On June 9, 2021, HRSA updated its guidance on American Rescue Plan Act funding for health centers under the H8F Category (funding to prevent, mitigate, and respond to COVID-19 and enhance health care services and infrastructure). Visit here to understand the latest regarding allowed and unallowed activities. Health centers also should be aware of the following provisions:
- Health centers may use non-grant funds or leverage partnerships with or donations from other community organizations or businesses to offer small rewards to individuals as an incentive for receiving the COVID-19 vaccine.
- Health centers may use H8F funds to provide incentive items; written health center policies or procedures must support the use of such funds for incentive costs.
- H8F funds may not be used for cash gift cards, food, or other costs prohibited under 45 CFR 75 (the Uniform Administrative Requirements, Cost Principles, and Audit Requirements for HHS Awards) or other federal regulations.
- H8F funds may be used to provide childcare for parents while being vaccinated by the health center; however, note that this activity differs from daycare (which would fall outside the Health Center Program scope of project).
On June 11, 2021, the U.S. Department of Health and Human Services (HHS) released additional guidance for Provider Relief Fund (PRF) recipients through its latest Post-Payment Notice of Reporting Requirements.
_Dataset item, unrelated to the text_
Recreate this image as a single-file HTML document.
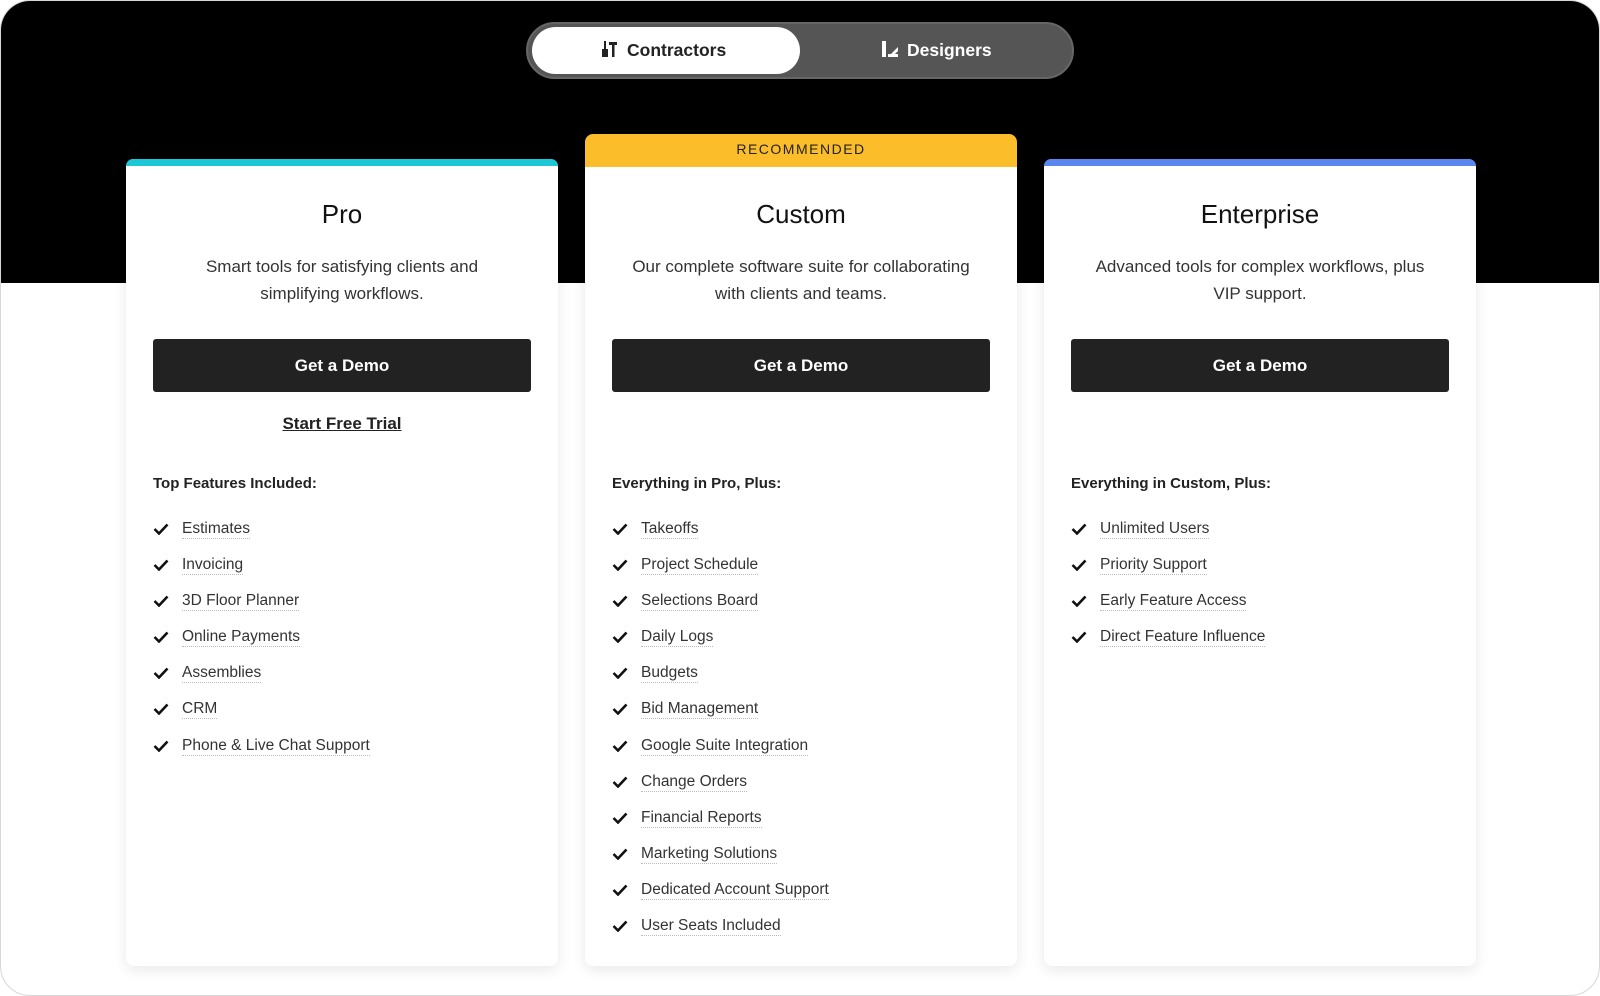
<!DOCTYPE html>
<html><head><meta charset="utf-8"><style>
*{margin:0;padding:0;box-sizing:border-box}
body{width:1600px;height:996px;background:#fff;font-family:"Liberation Sans",sans-serif;position:relative;overflow:hidden;color:#222}
.frame{position:absolute;left:0;top:0;width:1600px;height:996px;border:1px solid #d8d8d8;border-radius:30px;overflow:hidden;background:#fff}
.black{position:absolute;left:0;top:0;width:1600px;height:282px;background:#000}
.tog{position:absolute;left:525px;top:21px;width:548px;height:57px;background:#555;border-radius:29px;border:2px solid #666}
.pill{position:absolute;left:4px;top:3px;width:268px;height:47px;background:#fff;border-radius:24px}
.tl{position:absolute;top:0;height:53px;line-height:53px;font-size:17.5px;font-weight:bold}
.card{position:absolute;top:158px;width:432px;height:807px;background:#fff;border-radius:8px;box-shadow:0 4px 14px rgba(0,0,0,.09)}
.bar{position:absolute;left:0;top:0;width:100%;height:7px;border-radius:8px 8px 0 0}
.rec{position:absolute;left:0;top:-25px;width:100%;height:33px;background:#fbbd2a;border-radius:8px 8px 0 0;text-align:center;line-height:31px;font-size:14px;letter-spacing:1.5px;color:#222}
.t{position:absolute;left:0;width:100%;top:40px;text-align:center;font-size:26px;color:#111}
.d{position:absolute;left:10px;right:10px;top:94px;text-align:center;font-size:17px;line-height:27px;color:#333}
.btn{position:absolute;left:27px;width:378px;top:180px;height:53px;background:#222;border-radius:3px;color:#fff;font-weight:bold;font-size:17px;text-align:center;line-height:53px}
.tr{position:absolute;left:0;width:100%;top:255px;text-align:center;font-size:17px;font-weight:bold;text-decoration:underline;color:#222}
.h{position:absolute;left:27px;top:316px;font-size:15px;font-weight:bold;color:#222}
ul{position:absolute;left:27px;top:358px;list-style:none}
li{height:36.1px;font-size:15.5px;color:#333;position:relative;padding-left:29px;line-height:24px}
li span{border-bottom:1px dotted #bbb;padding-bottom:1px}
li svg{position:absolute;left:0;top:6px}
</style></head><body>
<div class="frame">
<div class="black"></div>
<div class="tog"><div class="pill"></div>
<div class="tl" style="left:72px;color:#222"><svg width="18" height="18" viewBox="0 0 18 18" style="vertical-align:-2px;margin-right:9px"><rect x="2" y="9" width="6" height="8" fill="#222"/><rect x="4" y="1" width="2" height="8" fill="#222"/><rect x="9" y="2" width="8" height="3" fill="#222"/><rect x="12" y="4" width="2.5" height="13" fill="#222"/></svg>Contractors</div>
<div class="tl" style="left:353px;color:#fff"><svg width="18" height="18" viewBox="0 0 18 18" style="vertical-align:-2px;margin-right:8px"><rect x="1" y="1" width="4" height="16" fill="#fff"/><path d="M7 17 L17 7 L17 11 L11 17Z" fill="#fff"/><rect x="7" y="14" width="10" height="3" fill="#fff"/></svg>Designers</div>
</div>

<div class="card" style="left:125px"><div class="bar" style="background:#1cc8d6"></div>
<div class="t">Pro</div><div class="d">Smart tools for satisfying clients and<br>simplifying workflows.</div>
<div class="btn">Get a Demo</div><div class="tr">Start Free Trial</div>
<div class="h">Top Features Included:</div>
<ul>
<li><svg width="16" height="12" viewBox="0 0 16 12"><path d="M1.5 6 L6 10.5 L14.5 1.5" stroke="#111" stroke-width="2.6" fill="none"/></svg><span>Estimates</span></li>
<li><svg width="16" height="12" viewBox="0 0 16 12"><path d="M1.5 6 L6 10.5 L14.5 1.5" stroke="#111" stroke-width="2.6" fill="none"/></svg><span>Invoicing</span></li>
<li><svg width="16" height="12" viewBox="0 0 16 12"><path d="M1.5 6 L6 10.5 L14.5 1.5" stroke="#111" stroke-width="2.6" fill="none"/></svg><span>3D Floor Planner</span></li>
<li><svg width="16" height="12" viewBox="0 0 16 12"><path d="M1.5 6 L6 10.5 L14.5 1.5" stroke="#111" stroke-width="2.6" fill="none"/></svg><span>Online Payments</span></li>
<li><svg width="16" height="12" viewBox="0 0 16 12"><path d="M1.5 6 L6 10.5 L14.5 1.5" stroke="#111" stroke-width="2.6" fill="none"/></svg><span>Assemblies</span></li>
<li><svg width="16" height="12" viewBox="0 0 16 12"><path d="M1.5 6 L6 10.5 L14.5 1.5" stroke="#111" stroke-width="2.6" fill="none"/></svg><span>CRM</span></li>
<li><svg width="16" height="12" viewBox="0 0 16 12"><path d="M1.5 6 L6 10.5 L14.5 1.5" stroke="#111" stroke-width="2.6" fill="none"/></svg><span>Phone &amp; Live Chat Support</span></li>
</ul></div>

<div class="card" style="left:584px"><div class="rec">RECOMMENDED</div>
<div class="t">Custom</div><div class="d">Our complete software suite for collaborating<br>with clients and teams.</div>
<div class="btn">Get a Demo</div>
<div class="h">Everything in Pro, Plus:</div>
<ul>
<li><svg width="16" height="12" viewBox="0 0 16 12"><path d="M1.5 6 L6 10.5 L14.5 1.5" stroke="#111" stroke-width="2.6" fill="none"/></svg><span>Takeoffs</span></li>
<li><svg width="16" height="12" viewBox="0 0 16 12"><path d="M1.5 6 L6 10.5 L14.5 1.5" stroke="#111" stroke-width="2.6" fill="none"/></svg><span>Project Schedule</span></li>
<li><svg width="16" height="12" viewBox="0 0 16 12"><path d="M1.5 6 L6 10.5 L14.5 1.5" stroke="#111" stroke-width="2.6" fill="none"/></svg><span>Selections Board</span></li>
<li><svg width="16" height="12" viewBox="0 0 16 12"><path d="M1.5 6 L6 10.5 L14.5 1.5" stroke="#111" stroke-width="2.6" fill="none"/></svg><span>Daily Logs</span></li>
<li><svg width="16" height="12" viewBox="0 0 16 12"><path d="M1.5 6 L6 10.5 L14.5 1.5" stroke="#111" stroke-width="2.6" fill="none"/></svg><span>Budgets</span></li>
<li><svg width="16" height="12" viewBox="0 0 16 12"><path d="M1.5 6 L6 10.5 L14.5 1.5" stroke="#111" stroke-width="2.6" fill="none"/></svg><span>Bid Management</span></li>
<li><svg width="16" height="12" viewBox="0 0 16 12"><path d="M1.5 6 L6 10.5 L14.5 1.5" stroke="#111" stroke-width="2.6" fill="none"/></svg><span>Google Suite Integration</span></li>
<li><svg width="16" height="12" viewBox="0 0 16 12"><path d="M1.5 6 L6 10.5 L14.5 1.5" stroke="#111" stroke-width="2.6" fill="none"/></svg><span>Change Orders</span></li>
<li><svg width="16" height="12" viewBox="0 0 16 12"><path d="M1.5 6 L6 10.5 L14.5 1.5" stroke="#111" stroke-width="2.6" fill="none"/></svg><span>Financial Reports</span></li>
<li><svg width="16" height="12" viewBox="0 0 16 12"><path d="M1.5 6 L6 10.5 L14.5 1.5" stroke="#111" stroke-width="2.6" fill="none"/></svg><span>Marketing Solutions</span></li>
<li><svg width="16" height="12" viewBox="0 0 16 12"><path d="M1.5 6 L6 10.5 L14.5 1.5" stroke="#111" stroke-width="2.6" fill="none"/></svg><span>Dedicated Account Support</span></li>
<li><svg width="16" height="12" viewBox="0 0 16 12"><path d="M1.5 6 L6 10.5 L14.5 1.5" stroke="#111" stroke-width="2.6" fill="none"/></svg><span>User Seats Included</span></li>
</ul></div>

<div class="card" style="left:1043px"><div class="bar" style="background:#5b86ee"></div>
<div class="t">Enterprise</div><div class="d">Advanced tools for complex workflows, plus<br>VIP support.</div>
<div class="btn">Get a Demo</div>
<div class="h">Everything in Custom, Plus:</div>
<ul>
<li><svg width="16" height="12" viewBox="0 0 16 12"><path d="M1.5 6 L6 10.5 L14.5 1.5" stroke="#111" stroke-width="2.6" fill="none"/></svg><span>Unlimited Users</span></li>
<li><svg width="16" height="12" viewBox="0 0 16 12"><path d="M1.5 6 L6 10.5 L14.5 1.5" stroke="#111" stroke-width="2.6" fill="none"/></svg><span>Priority Support</span></li>
<li><svg width="16" height="12" viewBox="0 0 16 12"><path d="M1.5 6 L6 10.5 L14.5 1.5" stroke="#111" stroke-width="2.6" fill="none"/></svg><span>Early Feature Access</span></li>
<li><svg width="16" height="12" viewBox="0 0 16 12"><path d="M1.5 6 L6 10.5 L14.5 1.5" stroke="#111" stroke-width="2.6" fill="none"/></svg><span>Direct Feature Influence</span></li>
</ul></div>
</div>
</body></html>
In the Notice, HHS indicates that:
- Providers that received funds between April 10, 2020, and June 30, 2020, were still expected to spend funds by June 30, 2021. This provision applies to almost all health centers because of when the funds were initially received. Please note that the reporting deadline for funds in this period has now been extended from July 31, 2021, to Sept. 30, 2021.
- Providers that received funding after June 30, 2020, had their deadlines to expend funds extended based on when they were received.
Please be sure to review the HHS Notice of Reporting Requirements for complete details to determine your health center’s respective spending and reporting deadlines.
The 2019 Public Charge Final Rule is no longer in effect. The U.S. Citizenship and Immigration Services at the Department of Homeland Security stopped applying it to all pending applications and petitions on Tuesday, March 9. The 2019 rule applied to legal immigrants seeking legal permanent residence. It added enrollment in Medicaid, public housing, or Supplemental Nutrition Assistance Program (SNAP) as grounds that could lead to public charge inadmissibility. A Kaiser Family Foundation survey noted changes in coverage and service use among immigrant health center patients because of the rule.
On June 10, Pennsylvania’s Independent Regulatory Review Commission published a regulation to amend Title 55 of the Pennsylvania Code (Pa. Code), Chapter 1101, by removing the section which prohibits a provider from leasing or renting space, shelves or equipment in the provider’s office to another provider or allowing the placement of paid or unpaid staff of another provider in the provider’s office. This proposed regulation will allow providers that are co-located to enroll or remain enrolled in the Medical Assistance (MA) Program without the need for a Secretarial waiver or the submission of an attestation. The proposed regulation also enhances the delivery of healthcare services to Medical Assistance beneficiaries by enabling them to receive services from more than one provider at the same location if they choose to do so. Interested parties may comment on the regulation for 30 days following publication. The final form regulation is expected to be published in the Spring of 2022.